The César E. Chávez Center for Higher Education, in collaboration with the Ethnic & Women’s Studies Department, will host the campus’s 21st annual Día de los Muertos event Friday, Nov. 6.
The event will feature multicultural altars, as well as a performance by the Inland Empire-based band Quitapenas, which plays tropical Afro-Latin music. Festivities, which will kick off at 5 p.m., also will feature a local child mariachi group and Japanese Taiko drummers.
“It’s really about celebrating life and knowing death is not scary, but a part of living,” says Lorena Márquez, the Chávez Center coordinator. “Celebrating death is also celebrating life.”

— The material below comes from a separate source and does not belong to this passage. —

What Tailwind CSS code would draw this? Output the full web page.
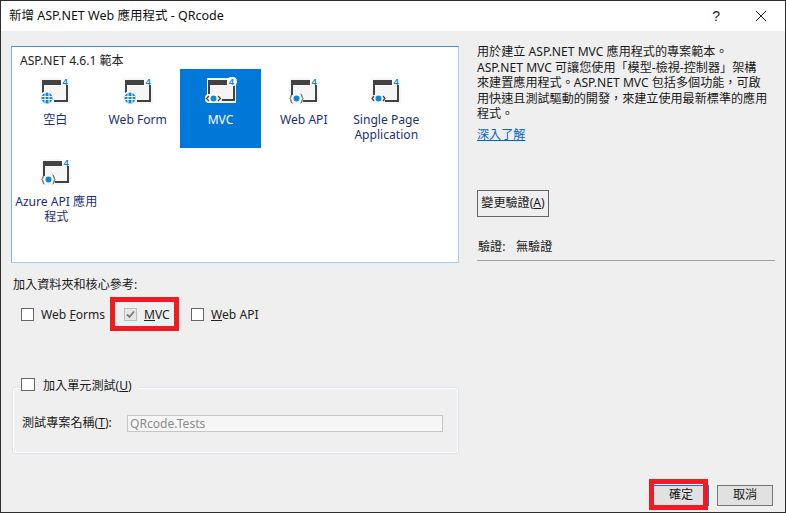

Día de los Muertos, or Day of the Dead, is celebrated across Latin America, but originated in Mexico. The holiday is a combination of Aztec ritual and Catholicism that Spanish conquistadors brought to the region, according to nationalgeographic.com.
On Día de los Muertos, the dead are honored with celebrations, festivals, and parties meant to be lively and upbeat. It is said that the day marks a time when the spirits of the dead come back to join in the festivities.
Márquez says families often will visit the graves of their loved ones to clean up, decorate the sites, and bring the deceased person’s favorite dishes.
One of the most noted symbols of the holiday are calaveras, or skulls, which are painted and shown as joyous.
Cal Poly Pomona’s event will include these skulls, as well as the marigolds and candles that are often seen as part of the holiday, Márquez says.
Chicano/Latino student clubs and campus organizations will be selling food. Fundraised money will go to the annual DREAM Scholarship, which is available to undocumented students.
Free face painting will be offered from 1 to 4:30 p.m. at the Chavez Center and from 6 to 8 p.m. at the Bronco Commons.
Participants are encouraged to bring photos of their loved ones or items to remember them by to display on this year’s community altar.
The event has grown and evolved over the years.
At one time, the campus had six or seven altars and held the event at University Park. Now, there are 20 to 30 altars, up to 1,000 people attend, and the celebration is now in the Bronco Commons, Márquez says.
“The students of the past and present are really what make this event what it is,” she says.